On the plane I read the latest issue of The Paris Review, which is the purest plane reading because it's both compact and dense with content and makes you look super smart to strangers (ho ho ho, LIKE MY PERSON). One of the interviews was with nonfiction writer John McPhee (who prefers the term "factual writing" to "creative nonfiction") and the other was with Ray Bradbury, and they are shall we say antipodean on whether or not writing can be taught. McPhee says "writing teaches writing," which is the kind of thing you'll hear from a man who teaches writing at Princeton, as McPhee does, but that "it seems like a pointless exercise if you're trying to teach somebody to write the way you do." (He also has lovely things to say about Peter Benchley and former New Yorker editors William Shawn and Robert Bingham.) Bradbury says college is "a very bad place for writers because the teachers always think they know more than you do—and they don't.
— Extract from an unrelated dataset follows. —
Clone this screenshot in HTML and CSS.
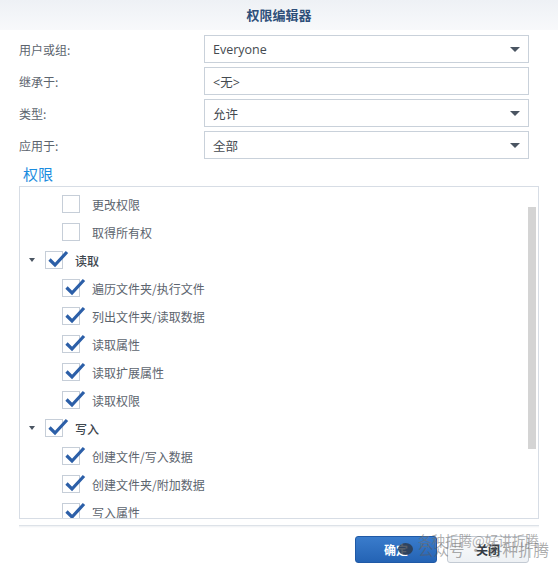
FILE: index.html
```html
<!DOCTYPE html>
<html lang="zh">
<head>
<meta charset="utf-8">
<title>权限编辑器</title>
<link rel="stylesheet" href="styles.css">
</head>
<body>
<div class="dialog">
  <div class="header">权限编辑器</div>
  <div class="form">
    <div class="label">用户或组:</div>
    <div class="field select"><span>Everyone</span><i class="caret"></i></div>
    <div class="label">继承于:</div>
    <div class="field"><span>&lt;无&gt;</span></div>
    <div class="label">类型:</div>
    <div class="field select"><span>允许</span><i class="caret"></i></div>
    <div class="label">应用于:</div>
    <div class="field select"><span>全部</span><i class="caret"></i></div>
  </div>
  <div class="section-title">权限</div>
  <div class="panel">
    <div class="list">
      <div class="row child"><span class="box"></span><span class="txt">更改权限</span></div>
      <div class="row child"><span class="box"></span><span class="txt">取得所有权</span></div>
      <div class="row parent"><i class="toggle"></i><span class="box checked"><svg viewBox="0 0 22 18"><path d="M2.5 9.5 L8 15 L20 2"/></svg></span><span class="txt">读取</span></div>
      <div class="row child"><span class="box checked"><svg viewBox="0 0 22 18"><path d="M2.5 9.5 L8 15 L20 2"/></svg></span><span class="txt">遍历文件夹/执行文件</span></div>
      <div class="row child"><span class="box checked"><svg viewBox="0 0 22 18"><path d="M2.5 9.5 L8 15 L20 2"/></svg></span><span class="txt">列出文件夹/读取数据</span></div>
      <div class="row child"><span class="box checked"><svg viewBox="0 0 22 18"><path d="M2.5 9.5 L8 15 L20 2"/></svg></span><span class="txt">读取属性</span></div>
      <div class="row child"><span class="box checked"><svg viewBox="0 0 22 18"><path d="M2.5 9.5 L8 15 L20 2"/></svg></span><span class="txt">读取扩展属性</span></div>
      <div class="row child"><span class="box checked"><svg viewBox="0 0 22 18"><path d="M2.5 9.5 L8 15 L20 2"/></svg></span><span class="txt">读取权限</span></div>
      <div class="row parent"><i class="toggle"></i><span class="box checked"><svg viewBox="0 0 22 18"><path d="M2.5 9.5 L8 15 L20 2"/></svg></span><span class="txt">写入</span></div>
      <div class="row child"><span class="box checked"><svg viewBox="0 0 22 18"><path d="M2.5 9.5 L8 15 L20 2"/></svg></span><span class="txt">创建文件/写入数据</span></div>
      <div class="row child"><span class="box checked"><svg viewBox="0 0 22 18"><path d="M2.5 9.5 L8 15 L20 2"/></svg></span><span class="txt">创建文件夹/附加数据</span></div>
      <div class="row child"><span class="box checked"><svg viewBox="0 0 22 18"><path d="M2.5 9.5 L8 15 L20 2"/></svg></span><span class="txt">写入属性</span></div>
    </div>
    <div class="track"><div class="thumb"></div></div>
  </div>
  <div class="footer">
    <button class="btn primary">确定</button>
    <button class="btn">关闭</button>
    <div class="watermark">
      <span class="wm-icon"></span>
      <span class="wm-big">公众号 · 各种折腾</span>
      <span class="wm-small">各种折腾@好讲折腾</span>
    </div>
  </div>
</div>
</body>
</html>
```

FILE: styles.css
```css
* { box-sizing: border-box; }
html, body { margin: 0; padding: 0; }
body {
  width: 558px;
  height: 572px;
  overflow: hidden;
  background: #ffffff;
  font-family: "Open Sans", "Noto Sans CJK SC", sans-serif;
  font-size: 12px;
  color: #505a64;
}
.dialog { display: flex; flex-direction: column; height: 572px; }
.header {
  height: 30px;
  line-height: 30px;
  text-align: center;
  font-family: "Noto Sans CJK SC", sans-serif;
  font-weight: bold;
  font-size: 13px;
  color: #2e4f7a;
  background: linear-gradient(#eef1f5, #f8f9fb);
}
.form {
  display: grid;
  grid-template-columns: 185px 325px;
  grid-auto-rows: 28px;
  row-gap: 4px;
  padding: 5px 29px 0 19px;
}
.label {
  display: flex;
  align-items: center;
  font-family: "Noto Sans CJK SC", sans-serif;
  color: #5c646e;
}
.field {
  display: flex;
  align-items: center;
  justify-content: space-between;
  border: 1px solid #c9d1da;
  padding: 0 8px 0 8px;
  color: #444a50;
  font-size: 12.5px;
  background: #fff;
}
.caret {
  width: 0; height: 0;
  border-left: 5px solid transparent;
  border-right: 5px solid transparent;
  border-top: 5px solid #4a5562;
}
.section-title {
  margin: 3px 0 0 23px;
  height: 24px;
  line-height: 24px;
  font-family: "Noto Sans CJK SC", sans-serif;
  font-size: 15px;
  color: #1a8ce0;
}
.panel {
  margin: 0 19px;
  height: 333px;
  border: 1px solid #d7dde5;
  display: flex;
  overflow: hidden;
}
.list { flex: 1; padding-top: 3px; }
.row {
  height: 28px;
  display: flex;
  align-items: center;
  font-family: "Noto Sans CJK SC", sans-serif;
  color: #5c646e;
}
.row.child { padding-left: 42px; }
.row.parent { padding-left: 9px; }
.row.parent .txt { color: #3f4850; font-weight: 500; }
.toggle {
  width: 0; height: 0;
  border-left: 3.5px solid transparent;
  border-right: 3.5px solid transparent;
  border-top: 4px solid #4a5562;
  margin-right: 10px;
}
.box {
  position: relative;
  width: 18px;
  height: 18px;
  border: 1px solid #c6ced8;
  background: #fff;
  margin-right: 12px;
  flex: none;
}
.box svg {
  position: absolute;
  left: 1px;
  top: -2px;
  width: 22px;
  height: 18px;
  overflow: visible;
}
.box svg path {
  fill: none;
  stroke: #2c5fa8;
  stroke-width: 3.2;
  stroke-linejoin: miter;
}
.track { width: 9px; margin-right: 1px; padding-top: 20px; }
.thumb { width: 8px; height: 242px; background: #d4d4d4; }
.footer {
  position: relative;
  margin: 6px 19px 0;
  border-top: 1px solid #dde2e8;
  box-shadow: inset 0 2px 2px -1px #eef0f3;
  padding: 10px 10px 0 0;
  display: flex;
  justify-content: flex-end;
  gap: 10px;
}
.btn {
  width: 82px;
  height: 27px;
  border-radius: 3px;
  font-family: "Noto Sans CJK SC", sans-serif;
  font-size: 12px;
  font-weight: bold;
  border: 1px solid #c3cad3;
  background: linear-gradient(#fbfcfd, #eef1f4);
  color: #333b44;
  padding: 0;
}
.btn.primary {
  border-color: #1f59a6;
  background: linear-gradient(#3a7ccc, #2463b4);
  color: #ffffff;
}
.watermark {
  position: absolute;
  left: 376px;
  top: 8px;
  width: 170px;
  height: 30px;
  pointer-events: none;
  font-family: "Noto Sans CJK SC", sans-serif;
}
.wm-icon {
  position: absolute;
  left: 3px;
  top: 9px;
  width: 15px;
  height: 12px;
  border-radius: 50%;
  background: rgba(45, 55, 70, 0.8);
}
.wm-big {
  position: absolute;
  left: 23px;
  top: 4px;
  font-size: 15.5px;
  white-space: nowrap;
  color: rgba(90, 90, 90, 0.5);
}
.wm-small {
  position: absolute;
  left: 23px;
  top: -4px;
  font-size: 13.5px;
  white-space: nowrap;
  color: rgba(110, 110, 110, 0.55);
}
```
They have prejudices." It's not clear how he knows this, since he didn't go to college, but somebody on the inside must've talked. Whereas libraries, he says, have no biases: "I discovered that the library is the real school." They both have a lot to say about libraries.
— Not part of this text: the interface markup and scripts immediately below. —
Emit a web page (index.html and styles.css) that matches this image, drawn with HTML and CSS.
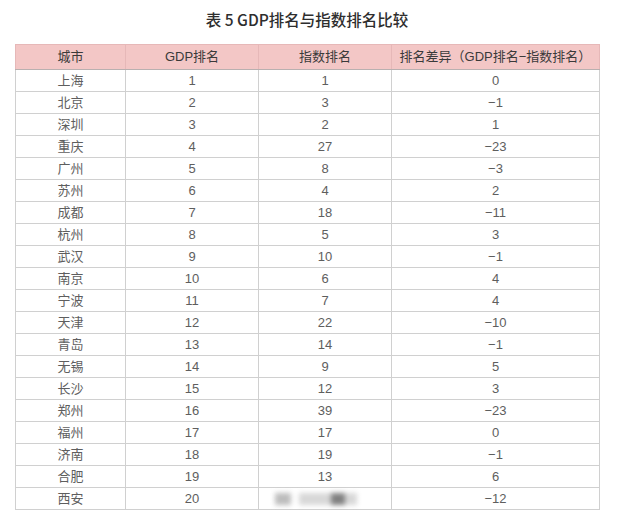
FILE: index.html
```html
<!DOCTYPE html>
<html lang="zh">
<head>
<meta charset="utf-8">
<link rel="stylesheet" href="styles.css">
</head>
<body>
<div class="page">
  <h1 class="title">表 5 GDP排名与指数排名比较</h1>
  <table class="rank">
    <colgroup>
      <col class="c1"><col class="c2"><col class="c3"><col class="c4">
    </colgroup>
    <thead>
      <tr><th>城市</th><th>GDP排名</th><th>指数排名</th><th>排名差异（GDP排名−指数排名）</th></tr>
    </thead>
    <tbody>
      <tr><td>上海</td><td>1</td><td>1</td><td>0</td></tr>
      <tr><td>北京</td><td>2</td><td>3</td><td>−1</td></tr>
      <tr><td>深圳</td><td>3</td><td>2</td><td>1</td></tr>
      <tr><td>重庆</td><td>4</td><td>27</td><td>−23</td></tr>
      <tr><td>广州</td><td>5</td><td>8</td><td>−3</td></tr>
      <tr><td>苏州</td><td>6</td><td>4</td><td>2</td></tr>
      <tr><td>成都</td><td>7</td><td>18</td><td>−11</td></tr>
      <tr><td>杭州</td><td>8</td><td>5</td><td>3</td></tr>
      <tr><td>武汉</td><td>9</td><td>10</td><td>−1</td></tr>
      <tr><td>南京</td><td>10</td><td>6</td><td>4</td></tr>
      <tr><td>宁波</td><td>11</td><td>7</td><td>4</td></tr>
      <tr><td>天津</td><td>12</td><td>22</td><td>−10</td></tr>
      <tr><td>青岛</td><td>13</td><td>14</td><td>−1</td></tr>
      <tr><td>无锡</td><td>14</td><td>9</td><td>5</td></tr>
      <tr><td>长沙</td><td>15</td><td>12</td><td>3</td></tr>
      <tr><td>郑州</td><td>16</td><td>39</td><td>−23</td></tr>
      <tr><td>福州</td><td>17</td><td>17</td><td>0</td></tr>
      <tr><td>济南</td><td>18</td><td>19</td><td>−1</td></tr>
      <tr><td>合肥</td><td>19</td><td>13</td><td>6</td></tr>
      <tr><td>西安</td><td>20</td><td class="wm-cell"><span class="wm"><span class="wm-a"></span><span class="wm-b"></span><span class="wm-c"></span></span></td><td>−12</td></tr>
    </tbody>
  </table>
</div>
</body>
</html>
```
FILE: styles.css
```css
html, body {
  margin: 0;
  padding: 0;
  background: #ffffff;
}
body {
  font-family: "Liberation Sans", "Noto Sans CJK SC", sans-serif;
  color: #5e5e5e;
}
.page {
  padding: 0 0 0 15px;
  width: 584px;
}
.title {
  margin: 0;
  height: 44px;
  line-height: 38px;
  font-family: "Noto Sans CJK SC", sans-serif;
  font-size: 15.5px;
  font-weight: 500;
  color: #2e2e2e;
  text-align: center;
  white-space: nowrap;
}
.rank {
  border-collapse: collapse;
  table-layout: fixed;
  width: 584px;
  font-size: 13px;
}
.c1 { width: 110px; }
.c2 { width: 133px; }
.c3 { width: 133px; }
.c4 { width: 208px; }
.rank th {
  background: #f3c7c6;
  color: #3a3a3a;
  font-weight: 400;
  height: 24px;
  padding: 0;
  border: 1px solid #e6b8b8;
  border-bottom: 1px solid #b9b0b0;
  text-align: center;
  white-space: nowrap;
  line-height: 24px;
}
.rank td {
  height: 21px;
  padding: 0;
  border: 1px solid #d0d0d0;
  text-align: center;
  line-height: 21px;
  white-space: nowrap;
}
.wm-cell {
  position: relative;
}
.wm {
  position: absolute;
  left: 12px;
  top: 3px;
  width: 100px;
  height: 16px;
  filter: blur(2.5px);
}
.wm-a, .wm-b, .wm-c {
  position: absolute;
  top: 2px;
  height: 12px;
}
.wm-a { left: 4px; width: 16px; background: #bdbdbd; }
.wm-b { left: 28px; width: 58px; background: #d8d8d8; }
.wm-c { left: 60px; width: 14px; background: #808080; }
```
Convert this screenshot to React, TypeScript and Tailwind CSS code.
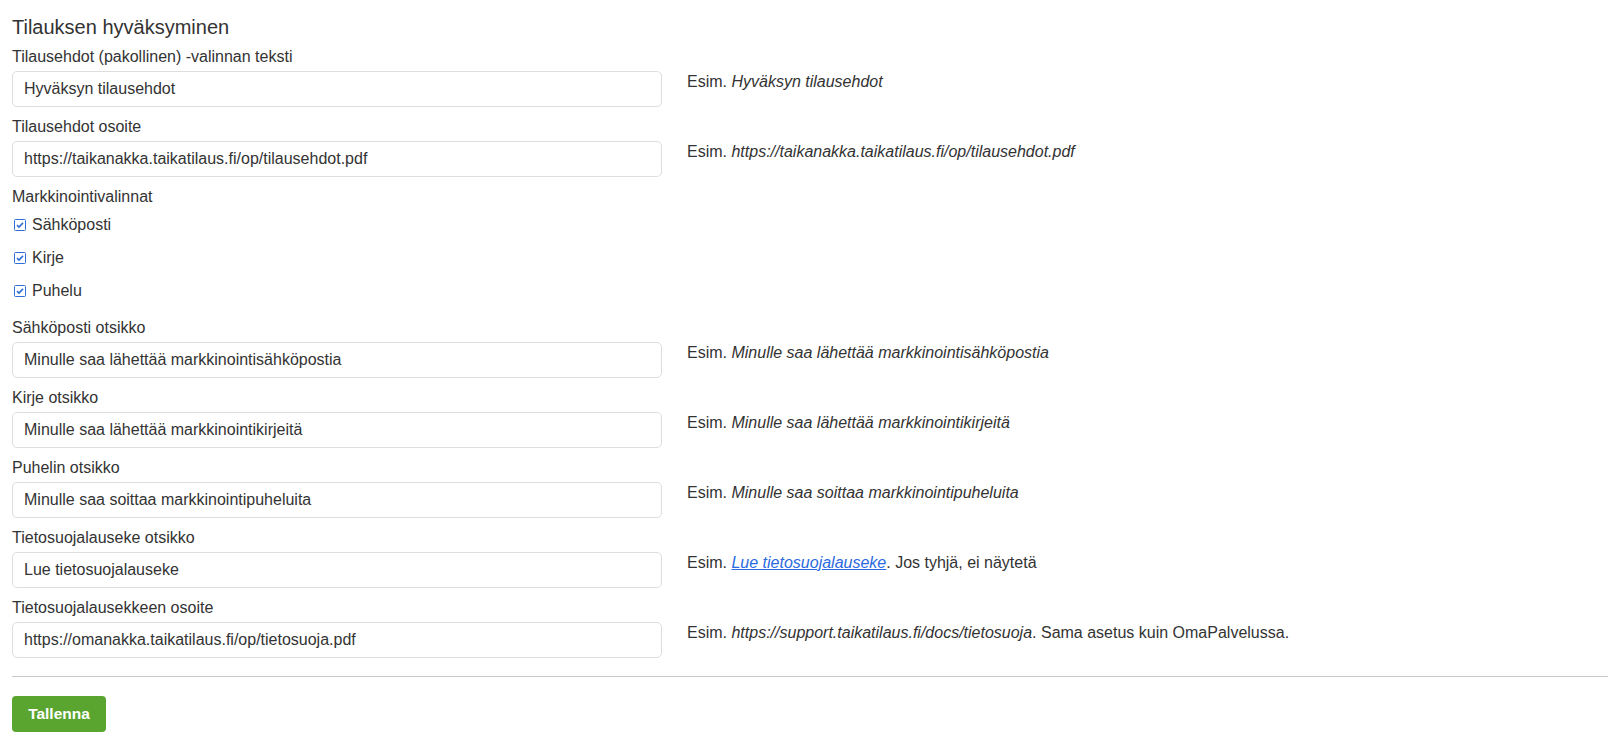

I loved this from Bradbury:

I don’t believe in optimism. I believe in optimal behavior. That’s a different thing. If you behave every day of your life to the top of your genetics, what can you do? Test it. Find out. You don’t know—you haven’t done it yet. You must live life at the top of your voice! At the top of your lungs shout and listen to the echoes.
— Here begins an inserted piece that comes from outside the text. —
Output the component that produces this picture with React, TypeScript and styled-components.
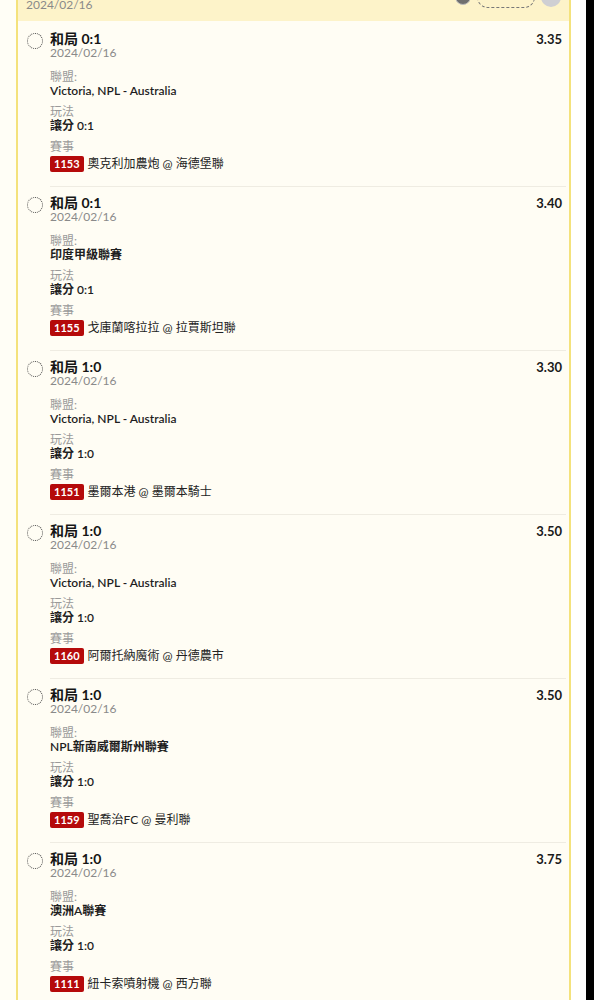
import styled, { createGlobalStyle } from "styled-components";

interface Bet {
  id: string;
  pick: string;
  odds: string;
  date: string;
  league: string;
  market: string;
  matchNo: string;
  match: string;
}

const bets: Bet[] = [
  { id: "a", pick: "和局 0:1", odds: "3.35", date: "2024/02/16", league: "Victoria, NPL - Australia", market: "讓分 0:1", matchNo: "1153", match: "奧克利加農炮 @ 海德堡聯" },
  { id: "b", pick: "和局 0:1", odds: "3.40", date: "2024/02/16", league: "印度甲級聯賽", market: "讓分 0:1", matchNo: "1155", match: "戈庫蘭喀拉拉 @ 拉賈斯坦聯" },
  { id: "c", pick: "和局 1:0", odds: "3.30", date: "2024/02/16", league: "Victoria, NPL - Australia", market: "讓分 1:0", matchNo: "1151", match: "墨爾本港 @ 墨爾本騎士" },
  { id: "d", pick: "和局 1:0", odds: "3.50", date: "2024/02/16", league: "Victoria, NPL - Australia", market: "讓分 1:0", matchNo: "1160", match: "阿爾托納魔術 @ 丹德農市" },
  { id: "e", pick: "和局 1:0", odds: "3.50", date: "2024/02/16", league: "NPL新南威爾斯州聯賽", market: "讓分 1:0", matchNo: "1159", match: "聖喬治FC @ 曼利聯" },
  { id: "f", pick: "和局 1:0", odds: "3.75", date: "2024/02/16", league: "澳洲A聯賽", market: "讓分 1:0", matchNo: "1111", match: "紐卡索噴射機 @ 西方聯" },
];

const GlobalStyle = createGlobalStyle`
  body {
    margin: 0;
    background: #ffffff;
    font-family: Lato, "Noto Sans CJK TC", sans-serif;
    color: #1c1c1c;
    overflow: hidden;
  }
`;

export default function App() {
  return (
    <>
      <GlobalStyle />
      <StyledPage>
        <StyledMain>
          <StyledCard>
            <StyledHeader>
              <StyledHeaderText>
                <StyledTitle>注單</StyledTitle>
                <StyledDate>2024/02/16</StyledDate>
              </StyledHeaderText>
              <StyledHeaderTools>
                <StyledDot />
                <StyledPill />
                <StyledAvatar />
              </StyledHeaderTools>
            </StyledHeader>
            <StyledList>
              {bets.map((bet) => (
                <StyledItem key={bet.id}>
                  <StyledRadio aria-label="select" />
                  <StyledBody>
                    <StyledTopRow>
                      <StyledTitle>{bet.pick}</StyledTitle>
                      <StyledOdds>{bet.odds}</StyledOdds>
                    </StyledTopRow>
                    <StyledDate>{bet.date}</StyledDate>
                    <StyledFields>
                      <StyledField>
                        <StyledLabel>聯盟:</StyledLabel>
                        <StyledValue>{bet.league}</StyledValue>
                      </StyledField>
                      <StyledField>
                        <StyledLabel>玩法</StyledLabel>
                        <StyledValue>{bet.market}</StyledValue>
                      </StyledField>
                      <StyledField>
                        <StyledLabel>賽事</StyledLabel>
                        <StyledMatchRow>
                          <StyledBadge>{bet.matchNo}</StyledBadge>
                          <StyledMatch>{bet.match}</StyledMatch>
                        </StyledMatchRow>
                      </StyledField>
                    </StyledFields>
                  </StyledBody>
                </StyledItem>
              ))}
            </StyledList>
          </StyledCard>
        </StyledMain>
        <StyledScrollbar />
      </StyledPage>
    </>
  );
}

const StyledPage = styled.div`
  display: flex;
  height: 1000px;
  overflow: hidden;
`;

const StyledMain = styled.div`
  flex: 1;
  padding: 0 15px 0 16px;
  background: linear-gradient(to right, #fffef6 16px, #ffffff 16px);
`;

const StyledScrollbar = styled.div`
  width: 8px;
  background: #000000;
`;

const StyledCard = styled.section`
  margin-top: -24px;
  border: 2px solid #f4e27c;
  border-radius: 4px;
  background: #fffdf4;
`;

const StyledHeader = styled.header`
  display: flex;
  align-items: center;
  justify-content: space-between;
  padding: 6px 8px 10px 8px;
  background: #fdf3c9;
`;

const StyledHeaderText = styled.div`
  display: flex;
  flex-direction: column;
`;

const StyledHeaderTools = styled.div`
  display: flex;
  align-items: center;
  gap: 6px;
  margin-top: -2px;
`;

const StyledDot = styled.span`
  width: 14px;
  height: 14px;
  border-radius: 50%;
  background: #6f6f6f;
  border: 1px solid #bbbbbb;
`;

const StyledPill = styled.span`
  width: 56px;
  height: 20px;
  border: 1px dashed #777;
  border-radius: 12px;
`;

const StyledAvatar = styled.span`
  width: 20px;
  height: 20px;
  border-radius: 50%;
  background: #cfcfd3;
`;

const StyledList = styled.div`
  padding-top: 2px;
`;

const StyledItem = styled.article`
  display: flex;
  align-items: flex-start;
  gap: 7px;
  padding: 0 3px 0 9px;
`;

const StyledRadio = styled.span`
  flex: none;
  width: 14px;
  height: 14px;
  margin-top: 10px;
  border: 1px dotted #444;
  border-radius: 50%;
`;

const StyledBody = styled.div`
  flex: 1;
  padding: 9px 4px 14px 0;
  border-bottom: 1px solid #efece2;
`;

const StyledTopRow = styled.div`
  display: flex;
  justify-content: space-between;
  align-items: baseline;
`;

const StyledTitle = styled.div`
  font-size: 14px;
  line-height: 14px;
  font-weight: 700;
  color: #151515;
`;

const StyledOdds = styled.div`
  font-size: 13px;
  line-height: 14px;
  font-weight: 700;
  color: #1a1a1a;
`;

const StyledDate = styled.div`
  font-size: 12px;
  line-height: 13px;
  color: #8a8a8a;
`;

const StyledFields = styled.div`
  display: flex;
  flex-direction: column;
  gap: 7px;
  margin-top: 11px;
`;

const StyledField = styled.div`
  display: flex;
  flex-direction: column;
`;

const StyledLabel = styled.div`
  font-size: 12px;
  line-height: 14px;
  color: #9a9a9a;
`;

const StyledValue = styled.div`
  font-size: 12px;
  line-height: 14px;
  font-weight: 600;
  color: #1e1e1e;
`;

const StyledMatchRow = styled.div`
  display: flex;
  align-items: center;
  gap: 4px;
  margin-top: 2px;
`;

const StyledBadge = styled.span`
  height: 16px;
  padding: 0 4px;
  min-width: 25px;
  background: #b50a0a;
  border-radius: 2px;
  color: #ffffff;
  font-size: 11px;
  line-height: 16px;
  font-weight: 700;
  text-align: center;
`;

const StyledMatch = styled.span`
  font-size: 12px;
  line-height: 16px;
  color: #222;
`;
I also finished Gretchen Rubin's The Happiness Project, and the most important thing I learned is that like Gretchen, I am both a conversationalist know-it-all and topper, but thank goodness not a deflator. The Know-it-all: "Here is everything I know about this subject you just mentioned and did not invite me to comment on and/or lecture about." The Topper: "Wow, if you think that was bad, just wait till you hear this!" And for the sake of convenience, the Deflator, which I am not: "That thing you just mentioned you love and are excited about? That's stupid and this other thing is better than that."

Gross, right? I hope I don't do that last thing.

Magic 8 Ball says: Concentrate and ask again.

What else happened?

I took a pre-party nap in Chips' office on her full-size Aerobed, which is in many sad ways more comfortable than my own real mattress, and when I awoke I performed a dramatic reading for her from the Flowers in the Attic entry in Shelf Discovery: The Teen Classics We Never Stopped Reading. I could have sworn I committed the relevant details of that book to memory decades ago, but the ol' gearshift apparently got gunked up along the way by the gritty sands of time. So I segued into my Petals on the Wind thesis, with plot points culled from a surprisingly robust Wikipedia entry. Here are the awesomest:

  1. He commits suicide in his hospital bed when he learns he will never dance again. Cathy, though guilt-ridden, is free.
  2. Corinne is not tried for murder, because she is deemed unfit to stand trial, she screams whenever Cathy visits, which causes the nurses to have only Chris to visit her, however, Corinne keeps up the facade of being insane, because she believes that Chris will tell Cathy, and that she would then be tried for murder.

Context would only kill it for you.

After that we watched Salsa chop mangoes and make the guacamole, and finally Mrs. Smith arrived with the Old Man and then CV and Rich and Stretch and Big Tony, and it was just like the old days again, with too much food and too many people talking too loudly all at the same time and shouting out dubious answers to Catch Phrase: Music Edition ("Mix It Up") and Taboo! which gets harder and harder to play as we get older and older and the type on those little cards gets smaller and smaller. We are Alice in Wonderland growing in both directions at once with that game.

Thank you, friends, for inviting me to the party no matter where it is or where we are. You are all still insane. This is good news!